BEGIN Task data

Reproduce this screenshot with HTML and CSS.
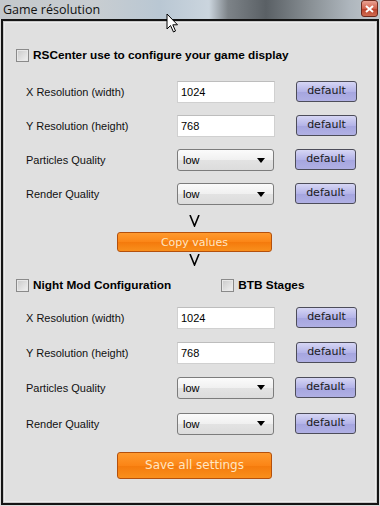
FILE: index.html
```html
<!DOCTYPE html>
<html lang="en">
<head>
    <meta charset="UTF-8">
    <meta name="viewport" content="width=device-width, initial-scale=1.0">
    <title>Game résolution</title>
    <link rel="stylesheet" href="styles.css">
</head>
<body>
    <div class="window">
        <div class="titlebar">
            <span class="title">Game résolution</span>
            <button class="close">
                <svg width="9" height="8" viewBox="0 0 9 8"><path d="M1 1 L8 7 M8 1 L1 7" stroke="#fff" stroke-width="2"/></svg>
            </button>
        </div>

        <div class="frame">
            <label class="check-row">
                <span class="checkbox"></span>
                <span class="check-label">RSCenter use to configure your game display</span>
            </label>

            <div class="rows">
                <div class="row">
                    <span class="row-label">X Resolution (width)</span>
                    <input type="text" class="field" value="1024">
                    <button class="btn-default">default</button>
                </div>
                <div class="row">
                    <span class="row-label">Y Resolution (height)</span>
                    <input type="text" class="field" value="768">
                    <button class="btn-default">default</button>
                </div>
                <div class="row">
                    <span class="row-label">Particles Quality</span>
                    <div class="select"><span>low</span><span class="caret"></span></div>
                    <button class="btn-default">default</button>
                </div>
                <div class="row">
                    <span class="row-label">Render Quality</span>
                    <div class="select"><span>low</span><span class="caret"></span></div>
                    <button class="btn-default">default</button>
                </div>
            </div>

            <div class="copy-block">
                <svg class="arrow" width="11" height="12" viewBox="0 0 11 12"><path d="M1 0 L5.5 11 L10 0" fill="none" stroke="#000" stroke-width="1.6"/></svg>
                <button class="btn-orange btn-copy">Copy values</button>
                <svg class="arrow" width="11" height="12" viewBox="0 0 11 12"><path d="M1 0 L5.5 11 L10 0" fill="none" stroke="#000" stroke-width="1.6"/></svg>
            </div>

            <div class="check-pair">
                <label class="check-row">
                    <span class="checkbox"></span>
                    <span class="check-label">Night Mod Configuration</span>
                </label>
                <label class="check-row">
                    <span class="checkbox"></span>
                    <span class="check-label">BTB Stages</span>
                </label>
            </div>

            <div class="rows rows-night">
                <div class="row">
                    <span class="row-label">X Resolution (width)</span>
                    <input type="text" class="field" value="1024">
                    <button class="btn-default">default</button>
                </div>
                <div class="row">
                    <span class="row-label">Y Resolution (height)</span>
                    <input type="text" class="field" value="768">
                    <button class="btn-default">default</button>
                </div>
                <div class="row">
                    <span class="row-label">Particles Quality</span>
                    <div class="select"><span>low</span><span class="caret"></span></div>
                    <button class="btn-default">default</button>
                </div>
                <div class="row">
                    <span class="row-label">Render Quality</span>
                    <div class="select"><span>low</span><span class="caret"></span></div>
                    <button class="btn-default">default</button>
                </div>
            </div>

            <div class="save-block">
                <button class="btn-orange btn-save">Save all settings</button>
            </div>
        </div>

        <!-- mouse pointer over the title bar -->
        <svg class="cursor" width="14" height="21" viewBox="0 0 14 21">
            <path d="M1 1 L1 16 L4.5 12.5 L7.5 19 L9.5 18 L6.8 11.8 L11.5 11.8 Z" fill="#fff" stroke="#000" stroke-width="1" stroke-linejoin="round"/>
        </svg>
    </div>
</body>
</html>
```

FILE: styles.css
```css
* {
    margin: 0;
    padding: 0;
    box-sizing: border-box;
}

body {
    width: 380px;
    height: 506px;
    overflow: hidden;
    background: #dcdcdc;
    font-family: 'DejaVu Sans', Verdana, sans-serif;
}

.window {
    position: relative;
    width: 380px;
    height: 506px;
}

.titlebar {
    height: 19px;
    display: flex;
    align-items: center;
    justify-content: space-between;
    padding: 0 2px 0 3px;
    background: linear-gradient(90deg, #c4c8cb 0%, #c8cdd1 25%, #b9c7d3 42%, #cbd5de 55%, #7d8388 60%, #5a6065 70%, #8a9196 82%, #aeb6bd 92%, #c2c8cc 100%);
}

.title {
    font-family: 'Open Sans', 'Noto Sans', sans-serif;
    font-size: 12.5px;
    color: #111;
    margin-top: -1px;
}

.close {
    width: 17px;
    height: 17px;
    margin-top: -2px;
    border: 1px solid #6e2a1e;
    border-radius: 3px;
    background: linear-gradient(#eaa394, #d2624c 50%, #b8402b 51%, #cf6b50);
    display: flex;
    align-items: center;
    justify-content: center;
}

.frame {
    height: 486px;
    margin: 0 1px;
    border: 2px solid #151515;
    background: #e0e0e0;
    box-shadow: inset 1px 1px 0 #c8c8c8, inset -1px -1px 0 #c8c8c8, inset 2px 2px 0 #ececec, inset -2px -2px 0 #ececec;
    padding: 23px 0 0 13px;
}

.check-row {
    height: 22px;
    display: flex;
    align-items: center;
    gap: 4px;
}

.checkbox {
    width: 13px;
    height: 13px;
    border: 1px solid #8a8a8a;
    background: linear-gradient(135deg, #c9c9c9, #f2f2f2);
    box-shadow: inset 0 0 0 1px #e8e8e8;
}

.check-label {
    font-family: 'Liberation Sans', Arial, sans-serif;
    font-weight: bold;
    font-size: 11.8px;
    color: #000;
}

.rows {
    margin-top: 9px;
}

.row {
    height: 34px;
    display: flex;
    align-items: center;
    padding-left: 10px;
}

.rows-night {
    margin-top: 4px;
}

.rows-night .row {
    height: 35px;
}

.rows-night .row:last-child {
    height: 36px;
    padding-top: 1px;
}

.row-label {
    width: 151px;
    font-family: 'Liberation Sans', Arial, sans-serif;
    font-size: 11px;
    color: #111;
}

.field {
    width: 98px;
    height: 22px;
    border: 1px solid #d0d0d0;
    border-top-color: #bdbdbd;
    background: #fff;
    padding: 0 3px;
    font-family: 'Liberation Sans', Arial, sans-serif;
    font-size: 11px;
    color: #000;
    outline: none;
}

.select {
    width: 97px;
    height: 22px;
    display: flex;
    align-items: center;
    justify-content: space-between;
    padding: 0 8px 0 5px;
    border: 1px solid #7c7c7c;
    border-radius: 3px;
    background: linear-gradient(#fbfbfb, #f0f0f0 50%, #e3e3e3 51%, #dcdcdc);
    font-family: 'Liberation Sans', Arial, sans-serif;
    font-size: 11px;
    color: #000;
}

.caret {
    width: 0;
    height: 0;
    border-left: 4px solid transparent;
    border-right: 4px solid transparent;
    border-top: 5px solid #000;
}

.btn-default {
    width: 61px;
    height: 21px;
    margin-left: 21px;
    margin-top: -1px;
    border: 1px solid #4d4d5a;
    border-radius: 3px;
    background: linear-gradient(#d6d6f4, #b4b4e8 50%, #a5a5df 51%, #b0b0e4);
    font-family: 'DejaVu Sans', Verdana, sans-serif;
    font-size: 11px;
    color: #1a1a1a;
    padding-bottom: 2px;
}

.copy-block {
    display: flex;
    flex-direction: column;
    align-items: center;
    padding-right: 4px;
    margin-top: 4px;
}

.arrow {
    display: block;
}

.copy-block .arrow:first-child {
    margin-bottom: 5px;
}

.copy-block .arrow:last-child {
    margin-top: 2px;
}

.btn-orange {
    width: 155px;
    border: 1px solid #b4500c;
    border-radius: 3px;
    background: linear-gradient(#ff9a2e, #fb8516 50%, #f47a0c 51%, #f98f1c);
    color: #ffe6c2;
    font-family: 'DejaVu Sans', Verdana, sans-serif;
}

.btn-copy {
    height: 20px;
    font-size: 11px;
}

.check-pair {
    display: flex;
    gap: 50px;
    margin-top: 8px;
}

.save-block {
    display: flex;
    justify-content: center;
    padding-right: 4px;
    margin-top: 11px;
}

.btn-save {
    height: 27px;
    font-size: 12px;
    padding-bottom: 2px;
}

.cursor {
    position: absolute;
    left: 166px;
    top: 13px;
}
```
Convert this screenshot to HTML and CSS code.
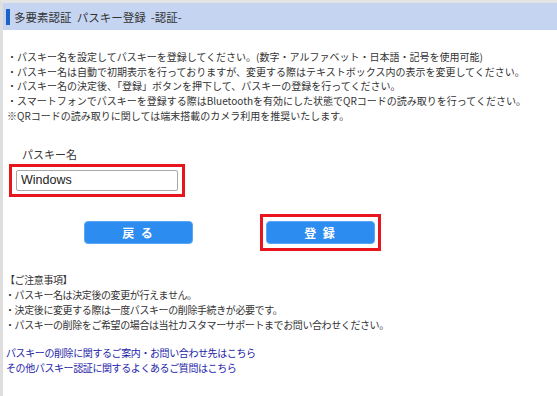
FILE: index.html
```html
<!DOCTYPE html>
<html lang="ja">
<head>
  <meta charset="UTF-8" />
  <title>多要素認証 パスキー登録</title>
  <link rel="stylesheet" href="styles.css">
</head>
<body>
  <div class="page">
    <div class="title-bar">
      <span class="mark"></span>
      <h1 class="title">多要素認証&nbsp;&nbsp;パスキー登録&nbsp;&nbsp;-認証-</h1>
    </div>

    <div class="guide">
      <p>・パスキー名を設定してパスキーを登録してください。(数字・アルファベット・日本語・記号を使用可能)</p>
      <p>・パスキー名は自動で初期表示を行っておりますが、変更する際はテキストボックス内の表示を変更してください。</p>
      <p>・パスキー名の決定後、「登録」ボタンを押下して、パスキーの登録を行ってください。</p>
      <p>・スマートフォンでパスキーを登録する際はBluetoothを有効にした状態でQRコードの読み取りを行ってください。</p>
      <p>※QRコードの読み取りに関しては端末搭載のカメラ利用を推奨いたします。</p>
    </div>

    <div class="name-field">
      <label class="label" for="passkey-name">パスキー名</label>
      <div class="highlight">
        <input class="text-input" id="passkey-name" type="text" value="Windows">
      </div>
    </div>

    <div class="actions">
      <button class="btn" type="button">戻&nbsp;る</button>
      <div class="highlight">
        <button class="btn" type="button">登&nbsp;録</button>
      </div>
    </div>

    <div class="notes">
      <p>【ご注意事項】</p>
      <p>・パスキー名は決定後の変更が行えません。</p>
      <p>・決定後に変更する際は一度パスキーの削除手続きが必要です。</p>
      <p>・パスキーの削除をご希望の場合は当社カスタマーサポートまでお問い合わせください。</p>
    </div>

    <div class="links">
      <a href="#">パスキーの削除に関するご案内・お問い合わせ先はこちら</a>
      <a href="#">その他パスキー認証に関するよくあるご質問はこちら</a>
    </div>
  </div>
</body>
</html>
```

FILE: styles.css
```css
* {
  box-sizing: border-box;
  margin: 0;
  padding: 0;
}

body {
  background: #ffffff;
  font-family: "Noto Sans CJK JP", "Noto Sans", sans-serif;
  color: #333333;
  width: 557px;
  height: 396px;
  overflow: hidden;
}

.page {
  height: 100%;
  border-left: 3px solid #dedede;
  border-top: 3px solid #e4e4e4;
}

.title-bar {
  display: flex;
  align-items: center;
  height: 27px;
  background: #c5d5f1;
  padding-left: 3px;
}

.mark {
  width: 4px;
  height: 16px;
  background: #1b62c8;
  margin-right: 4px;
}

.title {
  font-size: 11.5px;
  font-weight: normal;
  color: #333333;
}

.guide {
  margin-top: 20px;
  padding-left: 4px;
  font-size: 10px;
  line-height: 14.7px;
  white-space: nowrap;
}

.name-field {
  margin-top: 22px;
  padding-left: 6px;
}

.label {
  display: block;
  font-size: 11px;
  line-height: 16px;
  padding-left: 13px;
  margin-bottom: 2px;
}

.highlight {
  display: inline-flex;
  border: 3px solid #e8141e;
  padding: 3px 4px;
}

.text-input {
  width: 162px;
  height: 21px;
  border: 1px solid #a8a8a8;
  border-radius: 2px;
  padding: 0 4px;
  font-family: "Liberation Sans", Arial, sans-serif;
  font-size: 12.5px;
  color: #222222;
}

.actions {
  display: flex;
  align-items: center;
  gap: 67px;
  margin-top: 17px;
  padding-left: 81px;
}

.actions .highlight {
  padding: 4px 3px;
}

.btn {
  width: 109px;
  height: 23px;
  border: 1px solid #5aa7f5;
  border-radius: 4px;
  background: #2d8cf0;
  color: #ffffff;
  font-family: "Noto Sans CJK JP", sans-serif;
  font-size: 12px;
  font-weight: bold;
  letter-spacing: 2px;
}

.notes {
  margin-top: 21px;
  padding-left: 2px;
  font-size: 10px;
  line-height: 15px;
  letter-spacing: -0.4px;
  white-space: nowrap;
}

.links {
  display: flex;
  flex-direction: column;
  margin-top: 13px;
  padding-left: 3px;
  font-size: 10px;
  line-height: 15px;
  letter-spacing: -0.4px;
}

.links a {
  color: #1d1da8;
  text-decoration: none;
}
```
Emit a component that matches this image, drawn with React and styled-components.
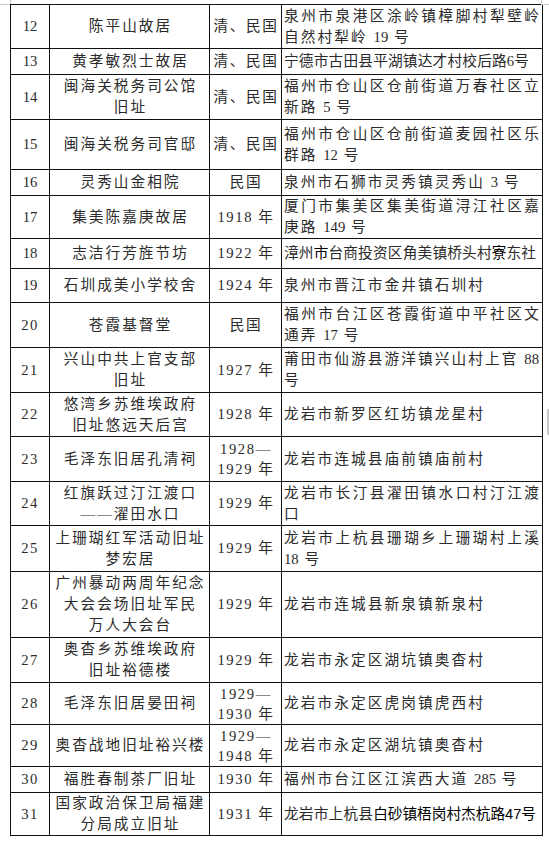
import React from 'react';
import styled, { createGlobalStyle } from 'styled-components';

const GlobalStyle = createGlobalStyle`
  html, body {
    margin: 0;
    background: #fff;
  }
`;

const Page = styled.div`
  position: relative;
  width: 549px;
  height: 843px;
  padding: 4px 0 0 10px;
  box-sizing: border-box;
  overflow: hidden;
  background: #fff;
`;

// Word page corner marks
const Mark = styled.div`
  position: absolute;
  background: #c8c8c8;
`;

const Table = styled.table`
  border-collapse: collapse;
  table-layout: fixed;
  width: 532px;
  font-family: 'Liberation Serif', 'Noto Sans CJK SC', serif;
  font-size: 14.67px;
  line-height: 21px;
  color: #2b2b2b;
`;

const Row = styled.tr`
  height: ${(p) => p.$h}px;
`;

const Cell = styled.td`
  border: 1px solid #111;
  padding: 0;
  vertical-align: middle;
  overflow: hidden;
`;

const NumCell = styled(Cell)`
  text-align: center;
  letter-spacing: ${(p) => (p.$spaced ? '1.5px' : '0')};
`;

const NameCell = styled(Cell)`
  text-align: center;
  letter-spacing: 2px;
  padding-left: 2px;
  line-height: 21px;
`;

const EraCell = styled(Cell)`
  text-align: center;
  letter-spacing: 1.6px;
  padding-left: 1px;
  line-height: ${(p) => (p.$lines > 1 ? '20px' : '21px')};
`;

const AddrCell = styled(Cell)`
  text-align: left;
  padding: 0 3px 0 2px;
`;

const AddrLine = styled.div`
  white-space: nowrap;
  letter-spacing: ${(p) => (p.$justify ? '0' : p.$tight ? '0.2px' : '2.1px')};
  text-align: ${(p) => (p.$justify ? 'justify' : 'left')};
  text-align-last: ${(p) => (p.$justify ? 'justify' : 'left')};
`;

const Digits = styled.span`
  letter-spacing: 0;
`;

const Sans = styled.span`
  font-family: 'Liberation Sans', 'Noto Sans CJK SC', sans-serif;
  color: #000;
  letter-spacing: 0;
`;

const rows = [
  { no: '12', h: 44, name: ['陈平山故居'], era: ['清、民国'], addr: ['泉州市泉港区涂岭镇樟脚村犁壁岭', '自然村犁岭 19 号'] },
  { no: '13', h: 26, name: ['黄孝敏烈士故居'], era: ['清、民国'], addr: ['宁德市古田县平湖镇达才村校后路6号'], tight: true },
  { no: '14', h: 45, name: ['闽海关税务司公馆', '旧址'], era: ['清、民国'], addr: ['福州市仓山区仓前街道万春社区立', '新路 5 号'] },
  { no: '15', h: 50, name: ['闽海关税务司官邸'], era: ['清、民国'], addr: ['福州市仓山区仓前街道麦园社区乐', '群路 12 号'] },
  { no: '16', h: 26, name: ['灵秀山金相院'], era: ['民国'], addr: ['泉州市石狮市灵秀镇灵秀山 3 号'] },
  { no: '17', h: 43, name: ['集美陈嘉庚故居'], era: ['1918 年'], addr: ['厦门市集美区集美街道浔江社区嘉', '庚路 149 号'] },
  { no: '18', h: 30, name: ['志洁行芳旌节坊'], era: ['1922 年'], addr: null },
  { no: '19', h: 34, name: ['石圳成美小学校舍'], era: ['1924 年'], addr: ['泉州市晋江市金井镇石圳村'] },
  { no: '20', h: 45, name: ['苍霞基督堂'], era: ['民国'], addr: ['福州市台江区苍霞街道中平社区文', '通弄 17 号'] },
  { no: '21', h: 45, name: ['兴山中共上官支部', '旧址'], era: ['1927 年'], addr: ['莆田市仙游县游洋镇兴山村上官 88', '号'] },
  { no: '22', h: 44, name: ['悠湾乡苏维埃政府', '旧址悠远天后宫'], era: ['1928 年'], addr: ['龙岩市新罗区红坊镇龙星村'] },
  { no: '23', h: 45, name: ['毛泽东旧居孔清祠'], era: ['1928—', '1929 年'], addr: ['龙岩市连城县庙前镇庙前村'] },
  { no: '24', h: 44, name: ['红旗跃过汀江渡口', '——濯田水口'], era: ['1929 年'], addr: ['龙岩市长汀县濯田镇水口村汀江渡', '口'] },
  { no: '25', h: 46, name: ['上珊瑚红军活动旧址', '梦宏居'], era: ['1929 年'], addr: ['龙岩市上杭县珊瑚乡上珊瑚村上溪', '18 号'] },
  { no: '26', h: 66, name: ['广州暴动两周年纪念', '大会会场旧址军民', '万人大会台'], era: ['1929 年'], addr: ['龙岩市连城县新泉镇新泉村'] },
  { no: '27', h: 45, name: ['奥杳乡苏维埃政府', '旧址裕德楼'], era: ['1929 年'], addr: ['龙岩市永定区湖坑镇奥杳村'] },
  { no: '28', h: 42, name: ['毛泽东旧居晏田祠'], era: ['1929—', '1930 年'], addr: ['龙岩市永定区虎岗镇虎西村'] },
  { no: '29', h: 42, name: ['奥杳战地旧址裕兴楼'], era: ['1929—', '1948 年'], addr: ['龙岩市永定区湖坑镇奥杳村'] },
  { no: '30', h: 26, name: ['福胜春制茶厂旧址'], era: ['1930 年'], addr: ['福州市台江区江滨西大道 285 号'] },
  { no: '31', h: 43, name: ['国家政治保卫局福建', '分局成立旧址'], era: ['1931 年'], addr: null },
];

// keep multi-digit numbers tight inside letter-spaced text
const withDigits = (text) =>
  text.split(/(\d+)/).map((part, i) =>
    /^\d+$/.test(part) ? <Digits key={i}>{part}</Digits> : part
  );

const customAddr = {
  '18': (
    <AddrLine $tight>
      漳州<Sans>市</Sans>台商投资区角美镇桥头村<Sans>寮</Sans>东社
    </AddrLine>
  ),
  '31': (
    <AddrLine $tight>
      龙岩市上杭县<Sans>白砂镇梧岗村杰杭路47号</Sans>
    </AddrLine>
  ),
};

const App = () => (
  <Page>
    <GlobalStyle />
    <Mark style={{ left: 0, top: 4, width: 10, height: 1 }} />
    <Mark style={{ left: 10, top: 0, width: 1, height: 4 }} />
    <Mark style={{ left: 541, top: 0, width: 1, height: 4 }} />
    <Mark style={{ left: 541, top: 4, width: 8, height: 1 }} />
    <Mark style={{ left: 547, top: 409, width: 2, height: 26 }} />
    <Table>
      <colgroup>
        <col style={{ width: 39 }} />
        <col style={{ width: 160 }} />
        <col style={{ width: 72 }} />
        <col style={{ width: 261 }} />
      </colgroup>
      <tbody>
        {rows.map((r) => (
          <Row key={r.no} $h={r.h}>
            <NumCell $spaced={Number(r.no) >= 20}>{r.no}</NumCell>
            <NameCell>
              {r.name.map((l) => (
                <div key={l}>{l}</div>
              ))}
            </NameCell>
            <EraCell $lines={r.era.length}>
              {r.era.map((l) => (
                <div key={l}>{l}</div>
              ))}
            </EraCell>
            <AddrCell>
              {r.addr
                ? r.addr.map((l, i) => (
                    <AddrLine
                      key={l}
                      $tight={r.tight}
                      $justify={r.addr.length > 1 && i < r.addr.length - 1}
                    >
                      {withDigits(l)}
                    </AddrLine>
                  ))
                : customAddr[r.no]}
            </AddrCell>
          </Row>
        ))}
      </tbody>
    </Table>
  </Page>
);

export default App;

END Task data

● **Goal of the exercise**: State the count of lines that contain the string "components". Nothing else is needed.

● **Reply**: 2